-- Begin Raw data --
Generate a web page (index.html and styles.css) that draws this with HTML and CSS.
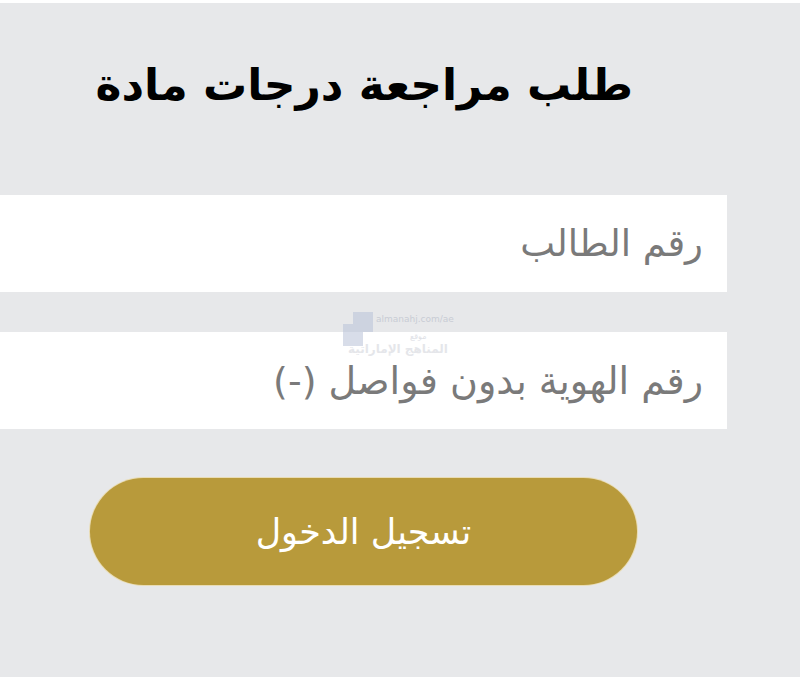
FILE: index.html
```html
<!DOCTYPE html>
<html lang="ar" dir="rtl">
<head>
<meta charset="utf-8">
<link rel="stylesheet" href="styles.css">
</head>
<body>
<div class="page">
  <h1 class="title">طلب مراجعة درجات مادة</h1>
  <form class="form">
    <div class="field"><span class="ph">رقم الطالب</span></div>
    <div class="field field-second"><span class="ph">رقم الهوية بدون فواصل (-)</span></div>
    <div class="btn-row"><button type="button" class="btn">تسجيل الدخول</button></div>
  </form>
  <div class="watermark" aria-hidden="true">
    <div class="wm-logo"><span class="sq sq1"></span><span class="sq sq2"></span></div>
    <div class="wm-url">almanahj.com/ae</div>
    <div class="wm-small">موقع</div>
    <div class="wm-big">المناهج الإماراتية</div>
  </div>
</div>
</body>
</html>
```
FILE: styles.css
```css
html, body {
  margin: 0;
  padding: 0;
  background: #ffffff;
}
body {
  padding-top: 3px;
  font-family: "DejaVu Sans", sans-serif;
}
.page {
  position: relative;
  background: #e7e8ea;
  height: 674px;
  overflow: hidden;
}
.title {
  margin: 0;
  padding: 37px 167px 0 0;
  height: 93px;
  font-family: "DejaVu Sans", sans-serif;
  font-weight: bold;
  font-size: 44px;
  line-height: 90px;
  color: #000;
  text-align: right;
}
.form {
  display: flex;
  flex-direction: column;
  align-items: flex-end;
  margin-top: 62px;
}
.field {
  width: 727px;
  height: 97px;
  background: #ffffff;
  box-sizing: border-box;
  padding-right: 24px;
  display: flex;
  align-items: center;
}
.field-second {
  margin-top: 40px;
}
.ph {
  font-family: "DejaVu Sans", sans-serif;
  font-size: 37px;
  color: #7a7a7a;
  line-height: 1;
}
.field-second .ph {
  font-size: 38px;
}
.btn-row {
  width: 800px;
  display: flex;
  justify-content: flex-end;
  padding-left: 90px;
  box-sizing: border-box;
  margin-top: 49px;
}
.btn {
  width: 547px;
  height: 107px;
  border: none;
  border-radius: 54px;
  background: #b89a3b;
  box-shadow: 0 0 0 1px #e9dcb4;
  color: #ffffff;
  font-family: "DejaVu Sans", sans-serif;
  font-size: 35px;
  padding: 0;
}
.watermark {
  position: absolute;
  left: 340px;
  top: 307px;
  width: 140px;
  height: 60px;
  opacity: 0.55;
  pointer-events: none;
}
.wm-logo .sq {
  position: absolute;
  background: #b9c3d8;
}
.wm-logo .sq1 { left: 13px; top: 2px; width: 20px; height: 20px; }
.wm-logo .sq2 { left: 3px; top: 14px; width: 20px; height: 22px; }
.wm-url {
  position: absolute;
  left: 36px;
  top: 4px;
  font-family: "DejaVu Sans", sans-serif;
  font-size: 9px;
  color: #b0b6c4;
  direction: ltr;
}
.wm-small {
  position: absolute;
  left: 70px;
  top: 22px;
  font-size: 8px;
  color: #c4c8d2;
}
.wm-big {
  position: absolute;
  left: 8px;
  top: 32px;
  font-size: 12px;
  font-weight: bold;
  color: #d0d3da;
  white-space: nowrap;
}
```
-- End Raw data --
*Brief*.
Transcribe the full listing character for character. Pictures are excluded.

*Solution to the problem*.
Generate a web page (index.html and styles.css) that draws this with HTML and CSS.
FILE: index.html
```html
<!DOCTYPE html>
<html lang="ar" dir="rtl">
<head>
<meta charset="utf-8">
<link rel="stylesheet" href="styles.css">
</head>
<body>
<div class="page">
  <h1 class="title">طلب مراجعة درجات مادة</h1>
  <form class="form">
    <div class="field"><span class="ph">رقم الطالب</span></div>
    <div class="field field-second"><span class="ph">رقم الهوية بدون فواصل (-)</span></div>
    <div class="btn-row"><button type="button" class="btn">تسجيل الدخول</button></div>
  </form>
  <div class="watermark" aria-hidden="true">
    <div class="wm-logo"><span class="sq sq1"></span><span class="sq sq2"></span></div>
    <div class="wm-url">almanahj.com/ae</div>
    <div class="wm-small">موقع</div>
    <div class="wm-big">المناهج الإماراتية</div>
  </div>
</div>
</body>
</html>
```
FILE: styles.css
```css
html, body {
  margin: 0;
  padding: 0;
  background: #ffffff;
}
body {
  padding-top: 3px;
  font-family: "DejaVu Sans", sans-serif;
}
.page {
  position: relative;
  background: #e7e8ea;
  height: 674px;
  overflow: hidden;
}
.title {
  margin: 0;
  padding: 37px 167px 0 0;
  height: 93px;
  font-family: "DejaVu Sans", sans-serif;
  font-weight: bold;
  font-size: 44px;
  line-height: 90px;
  color: #000;
  text-align: right;
}
.form {
  display: flex;
  flex-direction: column;
  align-items: flex-end;
  margin-top: 62px;
}
.field {
  width: 727px;
  height: 97px;
  background: #ffffff;
  box-sizing: border-box;
  padding-right: 24px;
  display: flex;
  align-items: center;
}
.field-second {
  margin-top: 40px;
}
.ph {
  font-family: "DejaVu Sans", sans-serif;
  font-size: 37px;
  color: #7a7a7a;
  line-height: 1;
}
.field-second .ph {
  font-size: 38px;
}
.btn-row {
  width: 800px;
  display: flex;
  justify-content: flex-end;
  padding-left: 90px;
  box-sizing: border-box;
  margin-top: 49px;
}
.btn {
  width: 547px;
  height: 107px;
  border: none;
  border-radius: 54px;
  background: #b89a3b;
  box-shadow: 0 0 0 1px #e9dcb4;
  color: #ffffff;
  font-family: "DejaVu Sans", sans-serif;
  font-size: 35px;
  padding: 0;
}
.watermark {
  position: absolute;
  left: 340px;
  top: 307px;
  width: 140px;
  height: 60px;
  opacity: 0.55;
  pointer-events: none;
}
.wm-logo .sq {
  position: absolute;
  background: #b9c3d8;
}
.wm-logo .sq1 { left: 13px; top: 2px; width: 20px; height: 20px; }
.wm-logo .sq2 { left: 3px; top: 14px; width: 20px; height: 22px; }
.wm-url {
  position: absolute;
  left: 36px;
  top: 4px;
  font-family: "DejaVu Sans", sans-serif;
  font-size: 9px;
  color: #b0b6c4;
  direction: ltr;
}
.wm-small {
  position: absolute;
  left: 70px;
  top: 22px;
  font-size: 8px;
  color: #c4c8d2;
}
.wm-big {
  position: absolute;
  left: 8px;
  top: 32px;
  font-size: 12px;
  font-weight: bold;
  color: #d0d3da;
  white-space: nowrap;
}
```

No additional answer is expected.